## GOAL
Each line containing the word "code" needs to be copied.

____________________

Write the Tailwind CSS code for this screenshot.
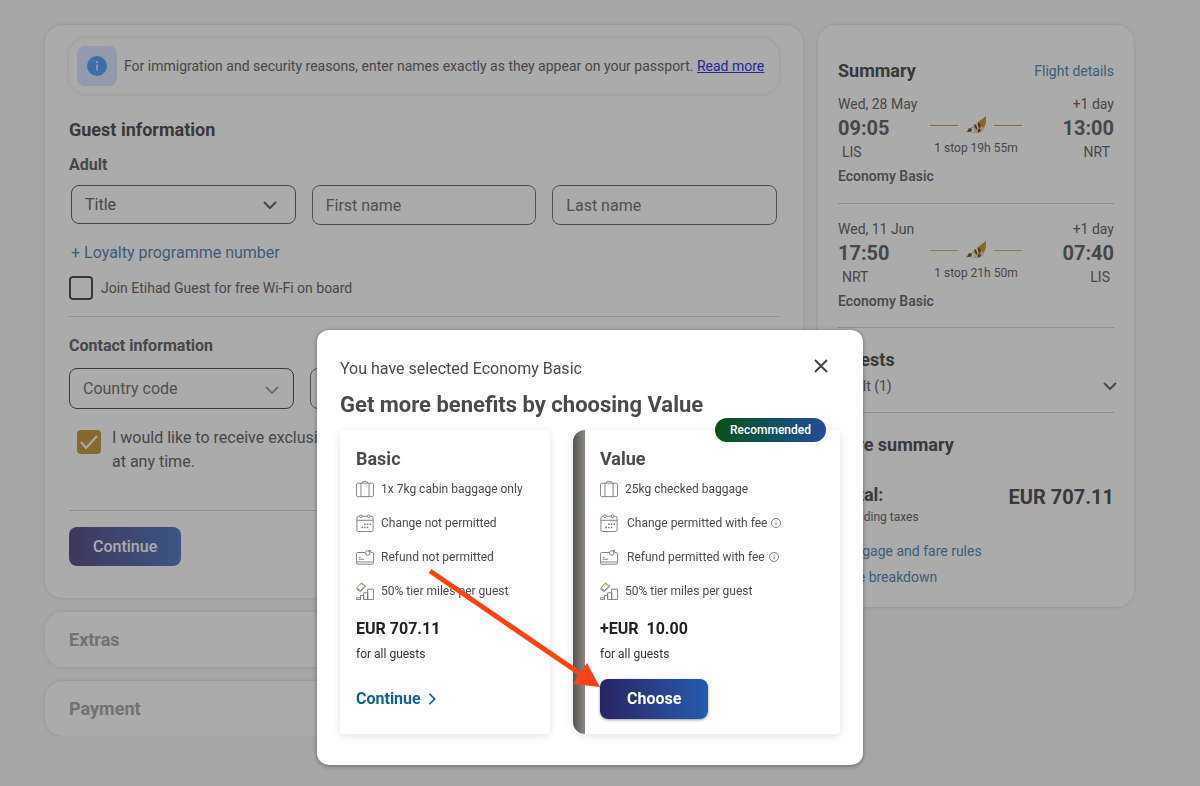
<!DOCTYPE html>
<html lang="en">
<head>
    <meta charset="UTF-8">
    <meta name="viewport" content="width=device-width, initial-scale=1.0">
    <title>Guest information</title>
    <script src="https://cdn.jsdelivr.net/npm/@tailwindcss/browser@4"></script>
</head>
<body class="bg-[#f8f8f8] font-['Roboto','Liberation_Sans',sans-serif] text-[#6c6a6a]">
    <!-- Shared icons -->
    <svg class="hidden">
        <symbol id="chevron" viewBox="0 0 16 16"><path d="M2 5l6 6 6-6" fill="none" stroke="currentColor" stroke-width="2"/></symbol>
        <symbol id="chevron-thin" viewBox="0 0 16 16"><path d="M2 5l6 6 6-6" fill="none" stroke="currentColor" stroke-width="1.5"/></symbol>
        <symbol id="info" viewBox="0 0 12 12"><circle cx="6" cy="6" r="4.5" fill="none" stroke="currentColor" stroke-width=".8"/><path d="M6 5.3v3M6 3.5v.9" stroke="currentColor" stroke-width=".9"/></symbol>
        <symbol id="bag" viewBox="0 0 20 20"><g fill="none" stroke="currentColor"><rect x=".5" y="3.500" width="19" height="15" rx="2"/><path d="M5.500 3.500v15M14.500 3.500v15M7 3.500q0-2 1.500-2h3q1.500 0 1.500 2"/></g></symbol>
        <symbol id="calendar" viewBox="0 0 20 20"><g fill="none" stroke="currentColor"><rect x="1" y="2.500" width="18" height="17" rx="2"/><path d="M1 7h18"/><circle cx="5.500" cy="2.500" r="1.500" fill="#fff"/><circle cx="14" cy="2.500" r="1.500" fill="#fff"/></g><path d="M9 11.500h1.700M12 11.500h1.700M15 11.500h1.700M6 15h1.700M9 15h1.700M12 15h1.700" stroke="currentColor" stroke-width="1.700"/></symbol>
        <symbol id="refund" viewBox="0 0 20 20"><g fill="none" stroke="currentColor"><path d="M10 5H2Q.5 5 .5 6.500v10Q.5 18 2 18h16q1.500 0 1.500-1.500v-10Q19.500 5 18 5h-1.500M.5 15.500h19M3 12.500h6M3 10.500h2"/><circle cx="13" cy="5.500" r="2.500"/><path d="M14 3.300l2-1v2.500"/></g></symbol>
        <symbol id="miles" viewBox="0 0 20 20"><g fill="none" stroke="currentColor"><path d="M.5 19.500v-2h4.500v2zM5 19.500V15h3.500v4.500M8.500 19.500V12h4.500v7.500zM13 19.500V8h6.500v11.500zM1 6.500L6 1l4.500 3.500-5.500 6-3.500-1.500zM1.500 7l3.500 2.500 5.500-5"/></g><path d="M6 1.500l2.500 2" stroke="#e0a030" stroke-width="1.500"/></symbol>
        <symbol id="tail" viewBox="0 0 22 18"><path d="M0 17l5-5 6-4L21 0v6l-3 9-6 2z" fill="#e8d6b8"/><path d="M13 6l8-6v6l-2 6-4-3z" fill="#d29a3c"/><path d="M13 6l3 3-1 4-3-4zM9 8l2.500 1 1 5-2.500-2zM4 12l3 1-1 3-4 0zM13 13l2 0 1 2-3 2z" fill="#7a4d38"/><path d="M11 7.500l1.500 0 1 4-1.500-1zM0 17l5-1.500 3 1.500zM7 12l2 1 0 3-2 0z" fill="#fff"/></symbol>
    </svg>

    <!-- Booking page -->
    <main class="flex items-start gap-[15px] pt-[25px] pl-[45px] pr-[66px]">
        <div class="flex min-w-0 flex-1 flex-col gap-[14px]">
            <section class="rounded-[18px] bg-white px-6 pt-[13px] pb-8 shadow-[0_0_4px_rgba(0,0,0,0.12)]">
                <div class="flex items-center gap-[7px] rounded-[18px] p-2 shadow-[0_0_4px_rgba(0,0,0,0.12)]">
                    <div class="flex size-10 items-center justify-center rounded-lg bg-[#d8e7ff]">
                        <svg class="size-5" viewBox="0 0 20 20"><circle cx="10" cy="10" r="10" fill="#58a5ff"/><path d="M10 8.500v6M10 5v2" stroke="#d8e7ff" stroke-width="1.800"/></svg>
                    </div>
                    <p class="text-sm whitespace-nowrap">For immigration and security reasons, enter names exactly as they appear on your passport. <a href="#" class="text-[#3939e7] underline">Read more</a></p>
                </div>

                <h2 class="mt-6 text-lg leading-6 font-bold text-[#555]">Guest information</h2>
                <h3 class="mt-[11px] text-base leading-6 font-bold">Adult</h3>
                <div class="mt-2 grid grid-cols-3 gap-4 px-[2px] text-base">
                    <div class="relative">
                        <select aria-label="Title" class="h-[39px] w-full appearance-none rounded-lg border border-[#666] px-[13px]"><option>Title</option></select>
                        <svg class="pointer-events-none absolute top-3 right-[18px] size-4"><use href="#chevron"/></svg>
                    </div>
                    <input type="text" aria-label="First name" placeholder="First name" class="h-10 min-w-0 rounded-lg border border-[#777] px-[13px] placeholder:text-[#777]">
                    <input type="text" aria-label="Last name" placeholder="Last name" class="h-10 min-w-0 rounded-lg border border-[#777] px-[13px] placeholder:text-[#777]">
                </div>
                <a href="#" class="mt-4 block px-[2px] text-base leading-6 text-[#5a8bb5]">+ Loyalty programme number</a>
                <label class="mt-[11px] flex h-6 items-center gap-2 text-sm">
                    <input type="checkbox" class="size-6 appearance-none rounded border-2 border-[#555]">
                    Join Etihad Guest for free Wi-Fi on board
                </label>

                <hr class="mt-4 border-[#dcdcdc]">
                <h3 class="mt-[17px] text-base leading-6 font-bold">Contact information</h3>
                <div class="mt-[10px] grid grid-cols-3 gap-4 pr-1 text-base">
                    <div class="relative">
                        <select aria-label="Country code" class="h-[41px] w-full appearance-none rounded-lg border border-[#555] px-[13px] text-[#777]"><option>Country code</option></select>
                        <svg class="pointer-events-none absolute top-[14px] right-[14px] size-4 text-[#8c8ca8]"><use href="#chevron-thin"/></svg>
                    </div>
                    <input type="tel" aria-label="Mobile number" class="h-[41px] min-w-0 rounded-lg border border-[#777] px-[13px]">
                    <input type="email" aria-label="Email" class="h-[41px] min-w-0 rounded-lg border border-[#777] px-[13px]">
                </div>
                <label class="mt-[17px] flex gap-[11px] pl-2 text-base leading-6">
                    <span class="relative mt-1 size-6 shrink-0">
                        <input type="checkbox" checked class="block size-6 appearance-none rounded bg-[#c99d47]">
                        <svg class="pointer-events-none absolute inset-0 size-6" viewBox="0 0 24 24"><path d="M4 12l5 6L20 6" fill="none" stroke="#fff" stroke-width="2"/></svg>
                    </span>
                    <span>I would like to receive exclusive offers and news by email. I can opt out<br>at any time.</span>
                </label>

                <hr class="mt-9 border-[#d4d4d4]">
                <button type="button" class="mt-4 h-[39px] rounded-lg bg-linear-to-r from-[#5d548a] to-[#5a80c8] px-6 text-base font-medium text-white">Continue</button>
            </section>

            <section class="rounded-[18px] bg-white px-6 py-[15px] shadow-[0_0_4px_rgba(0,0,0,0.12)]">
                <h2 class="text-lg leading-[25px] font-bold text-[#aaa]">Extras</h2>
            </section>
            <section class="rounded-[18px] bg-white px-6 py-[15px] shadow-[0_0_4px_rgba(0,0,0,0.12)]">
                <h2 class="text-lg leading-[25px] font-bold text-[#aaa]">Payment</h2>
            </section>
        </div>

        <aside class="w-[316px] shrink-0 rounded-[18px] bg-white px-5 pt-[34px] pb-5 text-sm shadow-[0_0_4px_rgba(0,0,0,0.12)]">
            <div class="flex items-center justify-between leading-6">
                <h2 class="text-lg leading-6 font-bold text-[#555]">Summary</h2>
                <a href="#" class="text-[#5a8bb5]">Flight details</a>
            </div>

            <div class="mt-[11px] grid grid-cols-[1fr_auto_1fr] leading-5">
                <div>
                    <p>Wed, 28 May</p>
                    <p class="text-xl leading-7 font-bold">09:05</p>
                    <p class="px-1">LIS</p>
                </div>
                <div class="pt-[22px] text-center text-xs">
                    <div class="flex items-center justify-center gap-[7px]">
                        <span class="w-7 border-t border-[#d2a03c]"></span>
                        <svg class="h-[18px] w-[22px]"><use href="#tail"/></svg>
                        <span class="w-7 border-t border-[#d2a03c]"></span>
                    </div>
                    <p class="mt-1 leading-5">1 stop 19h 55m</p>
                </div>
                <div class="text-right">
                    <p>+1 day</p>
                    <p class="text-xl leading-7 font-bold">13:00</p>
                    <p class="px-1">NRT</p>
                </div>
            </div>
            <p class="mt-1 leading-5 font-medium">Economy Basic</p>
            <hr class="mt-[17px] border-[#d4d4d4]">

            <div class="mt-[15px] grid grid-cols-[1fr_auto_1fr] leading-5">
                <div>
                    <p>Wed, 11 Jun</p>
                    <p class="text-xl leading-7 font-bold">17:50</p>
                    <p class="px-1">NRT</p>
                </div>
                <div class="pt-[22px] text-center text-xs">
                    <div class="flex items-center justify-center gap-[7px]">
                        <span class="w-7 border-t border-[#dcb875]"></span>
                        <svg class="h-[18px] w-[22px]"><use href="#tail"/></svg>
                        <span class="w-7 border-t border-[#dcb875]"></span>
                    </div>
                    <p class="mt-1 leading-5">1 stop 21h 50m</p>
                </div>
                <div class="text-right">
                    <p>+1 day</p>
                    <p class="text-xl leading-7 font-bold">07:40</p>
                    <p class="px-1">LIS</p>
                </div>
            </div>
            <p class="mt-1 leading-5 font-medium">Economy Basic</p>
            <hr class="mt-4 border-[#d4d4d4]">

            <h2 class="mt-5 text-lg leading-6 font-bold text-[#555]">Guests</h2>
            <div class="mt-1 flex items-center justify-between leading-5">
                <p>Adult (1)</p>
                <svg class="-mr-1 size-4"><use href="#chevron"/></svg>
            </div>
            <hr class="mt-4 border-[#d4d4d4]">

            <h2 class="mt-5 text-lg leading-6 font-bold text-[#555]">Fare summary</h2>
            <div class="mt-[26px] flex items-end justify-between font-bold text-[#555]">
                <p class="text-lg leading-6">Total:</p>
                <p class="text-xl leading-5">EUR 707.11</p>
            </div>
            <p class="text-xs leading-5">Including taxes</p>
            <a href="#" class="mt-[14px] block leading-5 text-[#5a8bb5]">Baggage and fare rules</a>
            <a href="#" class="mt-[6px] block leading-5 text-[#5a8bb5]">Fare breakdown</a>
        </aside>
    </main>

    <!-- Upsell modal -->
    <div class="fixed inset-0 flex items-end justify-center bg-black/33 pr-5 pb-[21px]">
        <div role="dialog" aria-labelledby="upsell-title" class="relative w-[546px] rounded-xl bg-white px-[23px] pt-[27px] pb-[31px] text-[#4d4b48] shadow-[0_1px_5px_rgba(0,0,0,0.4)]">
            <div class="flex items-start justify-between">
                <p class="text-base leading-6">You have selected Economy Basic</p>
                <button type="button" aria-label="Close" class="mr-3 pt-[2px]">
                    <svg class="size-[14px]" viewBox="0 0 14 14"><path d="M1 1l12 12M13 1L1 13" stroke="#444" stroke-width="2"/></svg>
                </button>
            </div>
            <h2 id="upsell-title" class="mt-[10px] text-[22px] leading-7 font-bold">Get more benefits by choosing Value</h2>

            <div class="mt-[11px] flex gap-[23px] text-xs">
                <div class="w-[210px] rounded bg-white px-4 pt-[17px] pb-[15px] shadow-[0_2px_8px_rgba(0,0,0,0.12)]">
                    <h3 class="text-lg leading-6 font-bold">Basic</h3>
                    <ul class="mt-[6px] flex flex-col gap-[10px] leading-6 whitespace-nowrap">
                        <li class="flex items-center gap-[7px]"><svg class="size-[18px] text-[#777]"><use href="#bag"/></svg>1x 7kg cabin baggage only</li>
                        <li class="flex items-center gap-[7px]"><svg class="size-[18px] text-[#777]"><use href="#calendar"/></svg>Change not permitted</li>
                        <li class="flex items-center gap-[7px]"><svg class="size-[18px] text-[#777]"><use href="#refund"/></svg>Refund not permitted</li>
                        <li class="flex items-center gap-[7px]"><svg class="size-[18px] text-[#777]"><use href="#miles"/></svg>50% tier miles per guest</li>
                    </ul>
                    <p class="mt-[14px] text-base leading-6 font-bold text-[#222]">EUR 707.11</p>
                    <p class="mt-[3px] leading-5 text-[#333]">for all guests</p>
                    <a href="#" class="mt-[15px] flex h-10 items-center gap-1 text-base font-bold text-[#0f6396]">Continue
                        <svg class="size-[14px] -rotate-90"><use href="#chevron"/></svg>
                    </a>
                </div>

                <div class="relative flex flex-1 rounded rounded-l-xl bg-white shadow-[0_2px_8px_rgba(0,0,0,0.12)]">
                    <div class="w-3 rounded-l-xl bg-linear-to-r from-[#57534f] to-[#8a8987]"></div>
                    <span class="absolute -top-3 right-[14px] rounded-full bg-linear-to-r from-[#0d4f0c] to-[#264a99] px-[15px] text-xs leading-6 font-medium text-white">Recommended</span>
                    <div class="px-[15px] pt-[17px] pb-[15px]">
                        <h3 class="text-lg leading-6 font-bold">Value</h3>
                        <ul class="mt-[6px] flex flex-col gap-[10px] leading-6 whitespace-nowrap">
                            <li class="flex items-center gap-[7px]"><svg class="size-[18px] text-[#777]"><use href="#bag"/></svg>25kg checked baggage</li>
                            <li class="flex items-center gap-[7px]"><svg class="size-[18px] text-[#777]"><use href="#calendar"/></svg><span class="pl-[2px]">Change permitted with fee</span><svg class="-ml-1 size-3 text-[#666]"><use href="#info"/></svg></li>
                            <li class="flex items-center gap-[7px]"><svg class="size-[18px] text-[#777]"><use href="#refund"/></svg><span class="pl-[2px]">Refund permitted with fee</span><svg class="-ml-1 size-3 text-[#666]"><use href="#info"/></svg></li>
                            <li class="flex items-center gap-[7px]"><svg class="size-[18px] text-[#777]"><use href="#miles"/></svg>50% tier miles per guest</li>
                        </ul>
                        <p class="mt-[14px] text-base leading-6 font-bold whitespace-pre text-[#222]">+EUR  10.00</p>
                        <p class="mt-[3px] leading-5 text-[#333]">for all guests</p>
                        <button type="button" class="mt-[15px] h-10 rounded-lg bg-linear-to-r from-[#282463] to-[#245bb0] px-[27px] text-base font-bold text-white shadow-[0_1px_3px_rgba(0,0,0,0.4)]">Choose</button>
                    </div>
                </div>
            </div>

            <!-- Arrow pointing at the Choose button -->
            <svg class="pointer-events-none absolute top-[238px] left-[110px] h-[122px] w-[176px]" viewBox="0 0 176 122">
                <path d="M3 3L155 107" stroke="#ff4318" stroke-width="5"/>
                <path d="M173 119L160 95L146 116z" fill="#ff4318"/>
            </svg>
        </div>
    </div>
</body>
</html>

____________________

## ANSWER BELOW
Write the Tailwind CSS code for this screenshot.
                        <select aria-label="Country code" class="h-[41px] w-full appearance-none rounded-lg border border-[#555] px-[13px] text-[#777]"><option>Country code</option></select>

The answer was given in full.